Alice Prin, além de modelo e atriz, ganhou a vida como cantora, compositora, memorista e pintora. É ela quem é retratada em inúmeras obras de Kisling, Foujita, Man Ray e Maurice Mendjisky. Fez seu próprio dinheiro e viveu como quis. A francesa era tão avant-garde quanto poderia ser. Vivia relacionamentos abertos, era dona de seu corpo e de suas escolhas. Viveu numa época onde a chamavam de prostituta (apesar de nunca ter sido) por posar nua, sendo até presa quando tida como meretriz. Em 1929, escreveu uma autobiografia que continha introdução de Hemingway e Foujita, mas o livro foi banido por décadas. Apenas em 1996 suas memórias escritas foram reeditadas e enfim publicadas no mundo todo. Sim, era outra época. Mas seria uma época melhor?

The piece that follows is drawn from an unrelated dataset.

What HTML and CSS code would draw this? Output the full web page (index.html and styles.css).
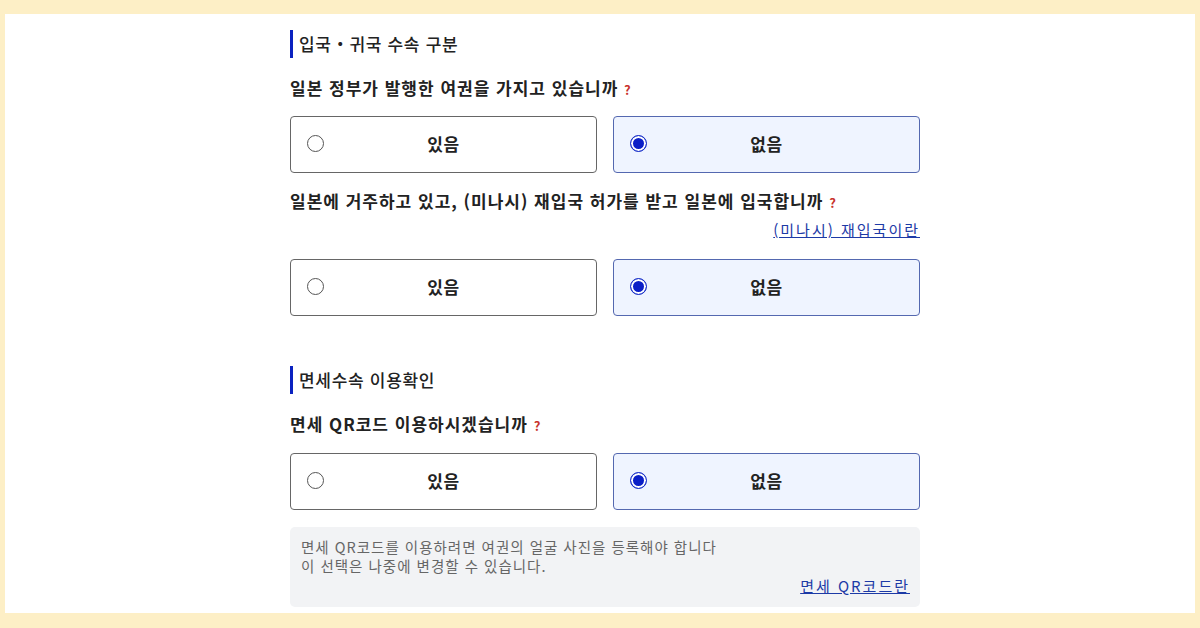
FILE: index.html
```html
<!DOCTYPE HTML>
<html lang="ko">
<head>
    <title>입국・귀국 수속</title>
    <meta name="viewport" content="width=device-width, initial-scale=1">
    <link rel="stylesheet" href="styles.css">
</head>
<body>
    <div class="frame">
        <div class="content">
            <!-- section 1 -->
            <h3 class="sec-title">입국・귀국 수속 구분</h3>

            <p class="question">일본 정부가 발행한 여권을 가지고 있습니까 <span class="req">?</span></p>
            <div class="options">
                <label class="option"><input type="radio" name="q1"><span>있음</span></label>
                <label class="option checked"><input type="radio" name="q1" checked><span>없음</span></label>
            </div>

            <p class="question q-gap">일본에 거주하고 있고, (미나시) 재입국 허가를 받고 일본에 입국합니까 <span class="req">?</span></p>
            <div class="link-row"><a href="#">(미나시) 재입국이란</a></div>
            <div class="options">
                <label class="option"><input type="radio" name="q2"><span>있음</span></label>
                <label class="option checked"><input type="radio" name="q2" checked><span>없음</span></label>
            </div>

            <!-- section 2 -->
            <h3 class="sec-title sec-gap">면세수속 이용확인</h3>

            <p class="question">면세 QR코드 이용하시겠습니까 <span class="req">?</span></p>
            <div class="options">
                <label class="option"><input type="radio" name="q3"><span>있음</span></label>
                <label class="option checked"><input type="radio" name="q3" checked><span>없음</span></label>
            </div>

            <div class="info">
                <p>면세 QR코드를 이용하려면 여권의 얼굴 사진을 등록해야 합니다<br>이 선택은 나중에 변경할 수 있습니다.</p>
                <div class="link-row"><a href="#">면세 QR코드란</a></div>
            </div>
        </div>
    </div>
</body>
</html>
```

FILE: styles.css
```css
html {font-family: "Noto Sans CJK KR", "Noto Sans", sans-serif;}
body {margin: 0; background: #fdefc6; color: #222;}
.frame {margin: 14px 5px 15px; height: 599px; background: #fff; overflow: hidden;}
.content {width: 630px; margin-left: 285px; padding-top: 16px;}

.sec-title {margin: 0; height: 28px; line-height: 27px; border-left: 3px solid #0b22c0; padding-left: 6px; font-size: 17px; font-weight: 500; letter-spacing: 0.7px; color: #222;}
.sec-gap {margin-top: 50px;}

.question {margin: 18px 0 0; line-height: 24px; font-size: 17px; font-weight: 700; letter-spacing: 1px; color: #222;}
.q-gap {margin-top: 16px;}
.req {color: #c8322c; font-size: 13px; font-weight: 700;}

.link-row {text-align: right; line-height: 20px;}
.link-row a {color: #1d3aa6; font-size: 15px; letter-spacing: 2px; text-decoration: underline;}
.question + .link-row {margin-top: 4px;}

.options {display: grid; grid-template-columns: 1fr 1fr; gap: 16px; margin-top: 14px;}
.link-row + .options {margin-top: 19px;}
.sec-gap + .question + .options {margin-top: 15px;}
.option {position: relative; display: flex; align-items: center; justify-content: center; height: 53px; padding-bottom: 2px; border: 1px solid #666; border-radius: 4px; background: #fff; font-size: 17px; font-weight: 700; letter-spacing: 0.5px; color: #222;}
.option.checked {border-color: #5468b0; background: #eff4ff;}
.option input {position: absolute; left: 16px; top: 18px; margin: 0; width: 17px; height: 17px; appearance: none; -webkit-appearance: none; border: 1px solid #555; border-radius: 50%; background: #fff;}
.option input:checked {border: 1px solid #1b33c9; background: #0b1fc7; box-shadow: inset 0 0 0 2px #fff;}

.info {margin-top: 17px; background: #f2f3f5; border-radius: 5px; padding: 10px 10px 11px 11px;}
.info p {margin: 0; font-size: 14.5px; line-height: 19px; letter-spacing: 1px; color: #666;}
.info .link-row {margin-top: 0;}
```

Há uma passagem em Meia Noite em Paris onde o insuportável pseudo-intelectual personagem Paul fala sobre o saudosismo de épocas não vividas: “nostalgia é negação. Negação do doloroso presente. O nome usado para essa negação é ‘o pensamento da era dourada’ — a errada noção de que um diferente período no tempo é melhor do que se está vivendo — é uma falha na romântica imaginação daquelas pessoas que acham difícil lidar com o presente”. 

Quantos clássicos cabem numa sala? Em passagens da graphic novel e do filme, sonhamos sobre os encontros boêmios desses grandes artistas num mesmo ambiente. Me faz pensar que, hoje em dia, não temos menos talentos. Vivemos apenas num universo muito maior de pessoas -- tanto online quanto offline. Quantas “Kikis” são resumidas a musas e têm suas histórias, suas artes e suas vivências esquecidas ou ignoradas? 

*coluna publicada originalmente na edição impressa de 19 de agosto de 2020.